あらゆる薬を飲んで激痛を無理矢理抑え、子宮と卵巣の温存に励みました。でも、薬の副作用にも悩むこととなり、結局2015年の夏に子宮と右の卵巣を摘出しました。

子宮のすべてと右の卵巣を摘出後、急激に訪れた更年期障害に悩みながらも、以前にも増して仕事に奔走しました。
2015年頃から縁あって、ある会社の役員になりました。会社の事業の柱にすべく、中小企業の人材育成のコンサルタント業をやるようになりました。
ところが、それまでの自分の経験が全く通用せず、ブラッシュアップのヒントもつかめず、無知で非力な自分を突きつけられ、苦しみもがきながら客先に通っていました。
それでも諦めずにやり続け、2019年からその会社の代表に就任しましたが、その翌年、コロナ禍に突入。
売上は激減しましたが、新たな時代に突入したことを感じ、映像機器を調達しまくってライブ配信をしてみたり、手弁当でオンラインプログラムの実証実験をしてみたり、いろんな人から知恵をもらいながら商品開発にチャレンジしました。
2023年になってようやく、自分が進んできた道に一筋の光が見えてきたように感じ、周りがドン引きするような商品開発にも精を出しました。

それらはすべて、苦しくも充実した日々でした。

しかし振り返ってみると、女性ならではの臓器が自分の身体から摘出された頃から、本当は言い表せない喪失感に苛まれていたのに、そんな自分と向き合うのが嫌で、知らず知らずのうちに爆走し続けていたのだと思います。

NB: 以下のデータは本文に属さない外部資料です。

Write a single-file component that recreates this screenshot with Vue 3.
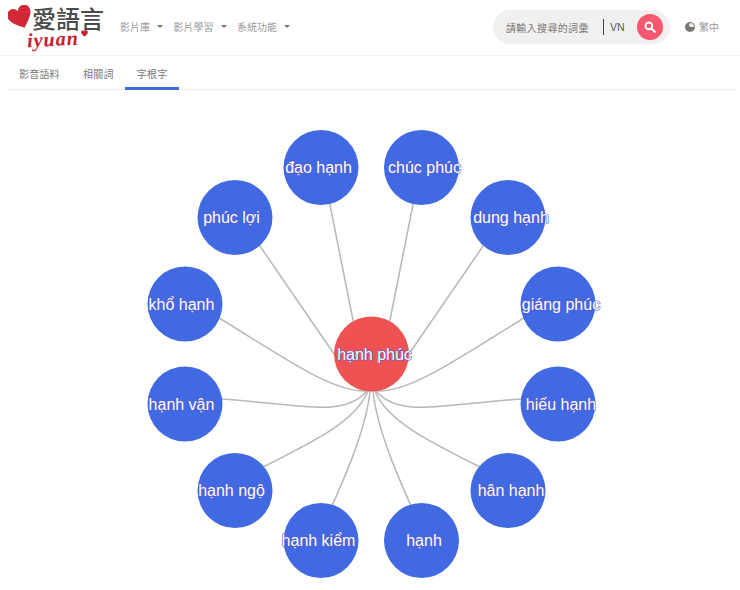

過去10年もの間、動静脈奇形の目立った症状が現れなかったのは、もしかしたら妊娠出産といった、この病気の悪化を引き起こすイベントをたまたま経験しなかったからかもしれません。
でも、実は私の右手の血管たちは、爆走する私がストレスにさらされるたびに黄色信号を点灯していたかもしれません。
なのに、「私は昔からずっとこの病気と共にしているから大丈夫」「そんなことより私にはやるべき仕事がある」という、とんだ勘違いや驕り昂ぶりが積み重なり、2023年の後半に身体が赤信号を発してくれたんだなと、今あらためて反芻しています。

私は人材育成を業とする会社を営んでいます。
顧客には「自分を知る」ことの大切さを訴え続けているのですが、「自分を知る」を最もサボっていたのは、私自身だったかもしれません。
また、顧客には「結局のところ問題の原因は自分の中にあるよね」という話もするのですが、その意味や醍醐味を、このたび自分の病気を通じて学ばせてもらったように感じます。

2023年は公私とも多くの方々に心配・迷惑をかけ、今でも申し訳なく思っています。
でも、おかげで生誕50周年の記念すべき年に、自分がちょっとだけ進化したような気もしています。

かつては見向きもしなかったnoteという道具を使って、病気を通じて味わった楽しいことや楽しくないことを書き表してみようという気持ちが芽生え、ここまでは過去の経緯を綴ってまいりました。
今後も私の動静脈奇形の経過は、できるだけリアルタイムで書き残していくつもりです。
また、役に立つかはわかりませんが、動静脈奇形の患者さん向け情報も記していこうと思います。